The getters are GetCurrentPackage, GetCurrentStruct (CurrentPackage.CurrentStruct), GetCurrentFunction (CurrentPackage.CurrentFunction), GetCurrentExpression (CurrentPackage.CurrentFunction.CurrentExpression), GetGlobal(name), GetPackage(name), GetStruct(structname, packagename), GetFunction(funcname, packagename), GetCall (returns CallStack[CallCounter]), GetExpr (returns GetCall().Operator.Expressions[GetCall().Line]), GetOpCode (returns GetExpr().Operator.OpCode), and GetFramePointer.

There are also AddPackage and RemovePackage, which do exactly what they sound like.
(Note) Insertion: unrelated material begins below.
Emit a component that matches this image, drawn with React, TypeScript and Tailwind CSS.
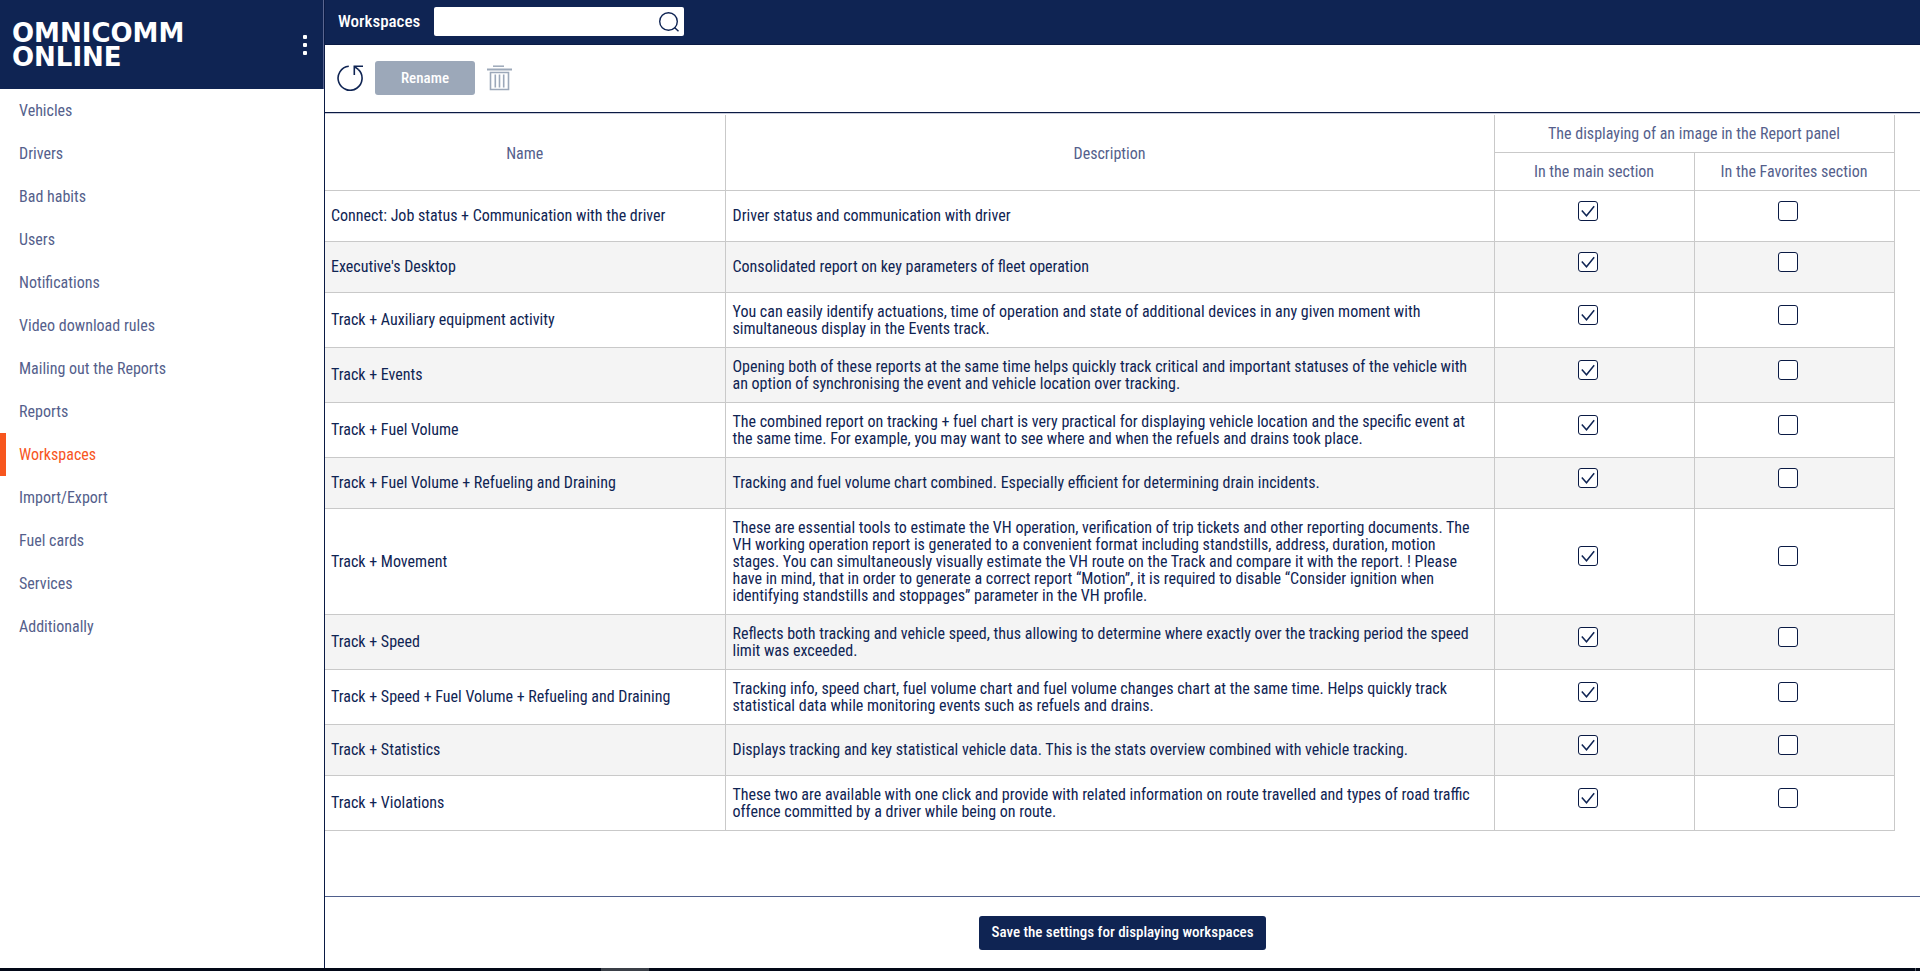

And also GetProgram, which returns PROGRAM, or an error if no program exists yet.

There are also Selectors like previously defined for CXFunctions and CXPackages-- specifically SelectPackage, SelectStruct, SelectFunction, and SelectExpression.

Finally, there is PrintAllObjects, a printing algorithm used for printing the program state when debugging.

Some miscellaneous makers in cx/makers.go: MakeGenSym(name) (returns unique identifier with prefix name_); MakeDefaultValue (returns a blank []byte the size of the specified type name), MakeValue (serializes the value and returns *[]byte of said value), MakeCall (returns a blank CXCall with the specified CXFunction as the Operator), and MakeIdentityOpName (used for making identity functions for storage).

The specific opcodes used by the CX runtime, among many other utilities, are found in the cx/ directory of this repository.